(Photo courtesy of You Know You Dead Azz Wrong)
I am all for trying new fetishes with my man. I will even admit to swallowing or playing with his "nectar" for a lack of better words. I don't know how I feel about semen based recipes. Let me post what this "cook book" is about before I go any further:
Semen is not only nutritious, but it also has a wonderful texture and amazing cooking properties. Like fine wine and cheeses, the taste of semen is complex and dynamic. Semen is inexpensive to produce and is commonly available in many, if not most, homes and restaurants. Despite all of these positive qualities, semen remains neglected as a food. This book hopes to change that. Once you overcome any initial hesitation, you will be surprised to learn how wonderful semen is in the kitchen. Semen is an exciting ingredient that can give every dish you make an interesting twist. If you are a passionate cook and are not afraid to experiment with new ingredients - you will love this cook book!
You can buy the book at Lulu.com and it's by a gay male named Fotie Photenauer (or Photenhauer). In one of his new blog posts, he goes on to extrapolate on the greatness that is semen for cooking.

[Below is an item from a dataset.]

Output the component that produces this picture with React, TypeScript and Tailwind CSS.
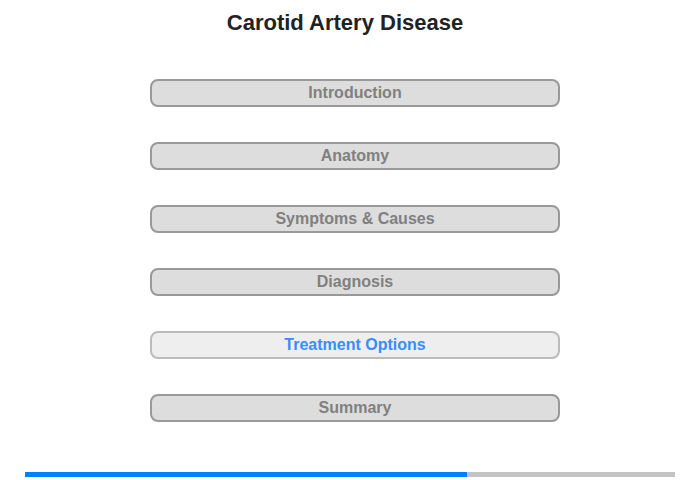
export default function App() {
  const items = ["Introduction", "Anatomy", "Symptoms & Causes", "Diagnosis", "Treatment Options", "Summary"];
  return (
    <div className="w-[700px] h-[480px] bg-white flex flex-col items-center" style={{ fontFamily: '"Liberation Sans", Arial, sans-serif' }}>
      <h1 className="mt-[10px] mr-[10px] h-[26px] leading-[26px] text-[22px] font-bold text-[#222]">Carotid Artery Disease</h1>
      <div className="mt-[43px] ml-[10px] flex flex-col gap-[35px]">
        {items.map((t) =>
          t === "Treatment Options" ? (
            <div key={t} className="w-[410px] h-[28px] rounded-[8px] border-2 border-[#bbb] bg-[#eee] flex items-center justify-center text-[16px] font-bold text-[#3a8cff]">{t}</div>
          ) : (
            <div key={t} className="w-[410px] h-[28px] rounded-[8px] border-2 border-[#999] bg-[#ddd] flex items-center justify-center text-[16px] font-bold text-[#808080]">{t}</div>
          )
        )}
      </div>
      <div className="mt-auto mb-[3px] w-[650px] h-[5px] flex bg-[#c4c4c4]">
        <div className="w-[442px] h-full bg-[#0080ff]" />
      </div>
    </div>
  );
}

Now, who would you be cooking the semen based foods for? Would it be for you and your mate, who I presume donated the semen for the meal? Would it be for partygoers? Who would imbibe of anyone else's semen in the day and age of HIV/AIDS, STIs and the like?
It's almost like watching Rome fall. Semen baths to keep the skin youthful? Yup! That's Rome for you. Only, now we're going to cooking with it. Anyone up for a vanilla milkshake?
I am not sure if this is a hoax or not. I would be leaning on it not being a hoax, only because the person put it on Lulu.com, which won't necessarily guarantee a bunch of traffic directly to one person. I am still nauseated though.
You know it's bad when even men wouldn't want to donate their semen to even see you drink the White Russian made out of jizz.



7 comments:
Nope. Not at all. I can't believe people actually think of this kind of stuff, and think it's ok. Tell me it's just a joke!!!
I'm sorry....but that's nasty lol...I understand the whole "swallowing" aspect and everything, but cooking with semen is a whole nother level that doesn't ever need to be reached. That's my two cents about it :)
I'm with you on that "who's eating it?" part. I mean, what kind of meal is that? Do the kids eat that night as well, or is it just a dinner for two? lol. The whole thing is disgusting!
Just when you think you've heard it all...I hope this is not real.
omg..I never knew you could cook it..that's gross..ewww
Are you kidding me!!!!
One thing I notice about todays world is that people are always trying to find or do the most shocking, eye opening thing known to mankind. There are no boundaries anymore.
sorry but that's grrrooosssss. semen doesn't bother me but COOKING WITH IT!?! whooollleee other level... i'll passsssssssssssssssssss.
Just when I thought I'd heard almost everything.